Arriba y abajo. Aquí y allí. En un lado y en el otro. San Martín del Pimpollar, en Ávila, y Berrocalejo, en Cáceres, con paso por el puerto El Pico (1.352 metros de altitud) incluido, son los hogares de estos hombres que reparten cada año sus vacas en diferentes fincas de la zona norte de Extremadura, limítrofe con Toledo. Cuestiones sanitarias obligan ocasionalmente a que parte del hato pase el invierno en la fría sierra, y entonces los viajes de ida y vuelta son constantes. Los inconvenientes también.

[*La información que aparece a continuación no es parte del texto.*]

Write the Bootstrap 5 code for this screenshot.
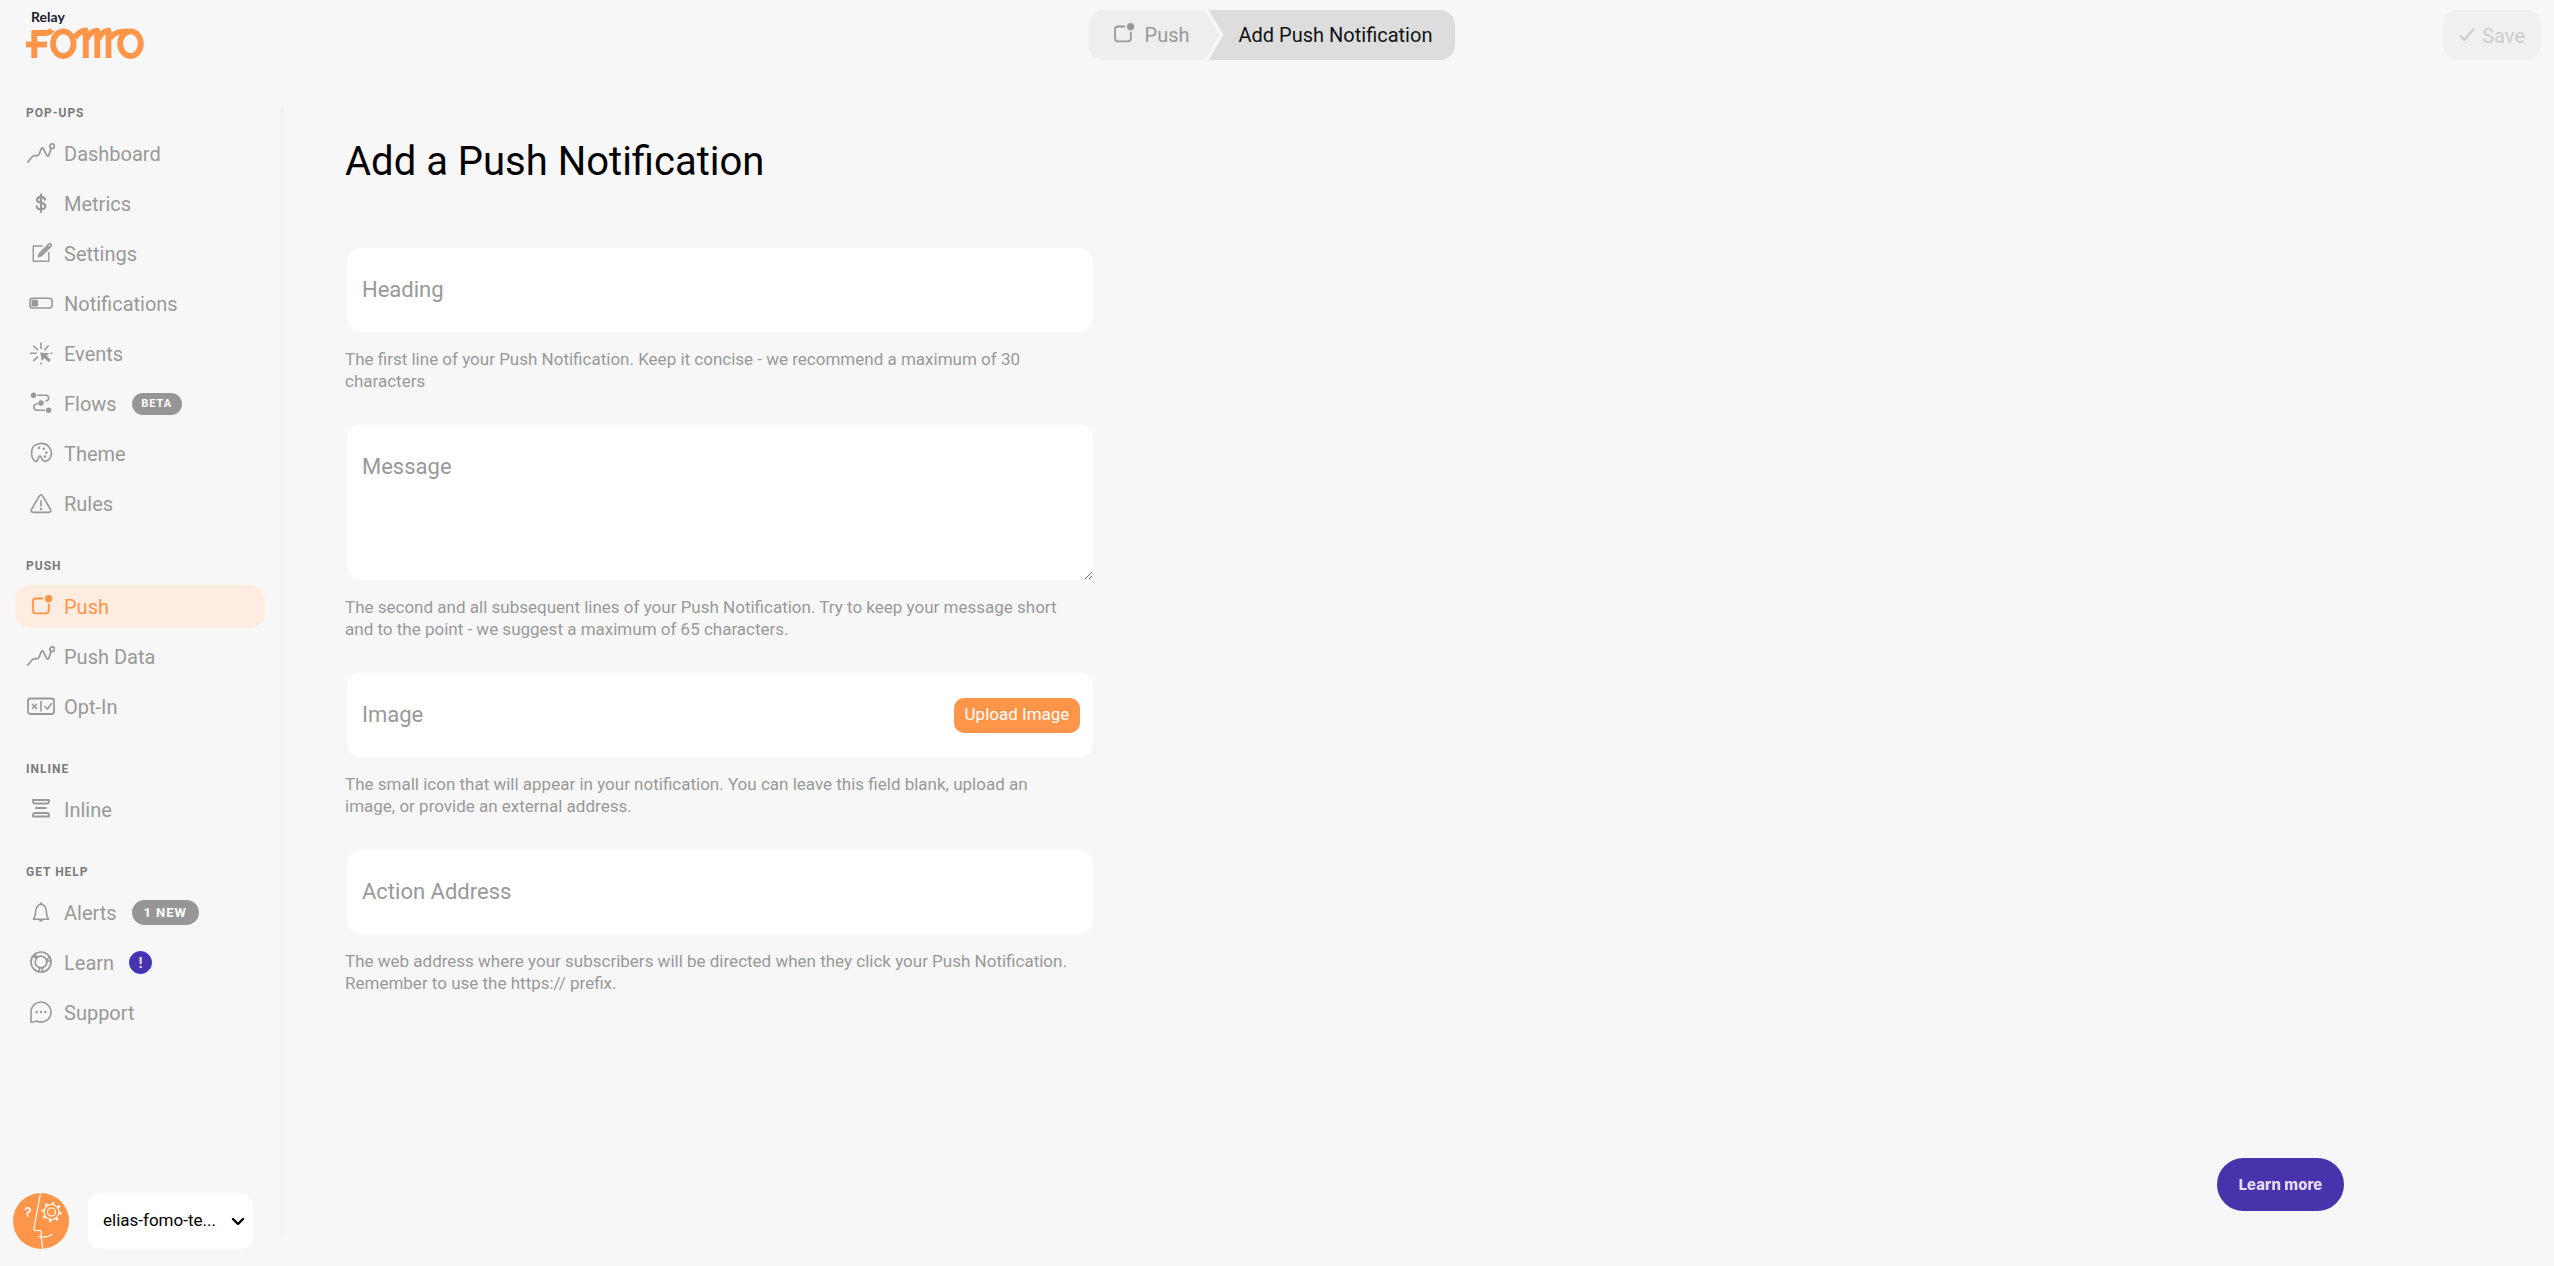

«Tenemos allí 50 animales paralizados. Esto es una pena porque alimentarlos con pienso es muy caro. Este año subiremos lentamente para que coman bien por el camino. En Extremadura no podíamos aguantar más porque ya no había pasto, y queremos llegar el día antes del control.» El rato de la siesta, Félix saca un cuaderno y echa cuentas: calcula los días para cuadrar la fecha de llegada. Los números también tienen su importancia entre nómadas: la venta de los chotos, ternera avileña con denominación de origen, es el principal sustento económico pero a veces no cuadra. «Nosotros matamos una vaca para comer ternera, ¡el kilo vale en la carnicería 18 euros!», exclama sorprendido Félix.
«Pero yo no quiero ser rico, yo quiero ser feliz», sentencia poco después, en una de esas frases tan suyas que sirven para abrochar toda conversación. También el relato. Otro día más, caminan.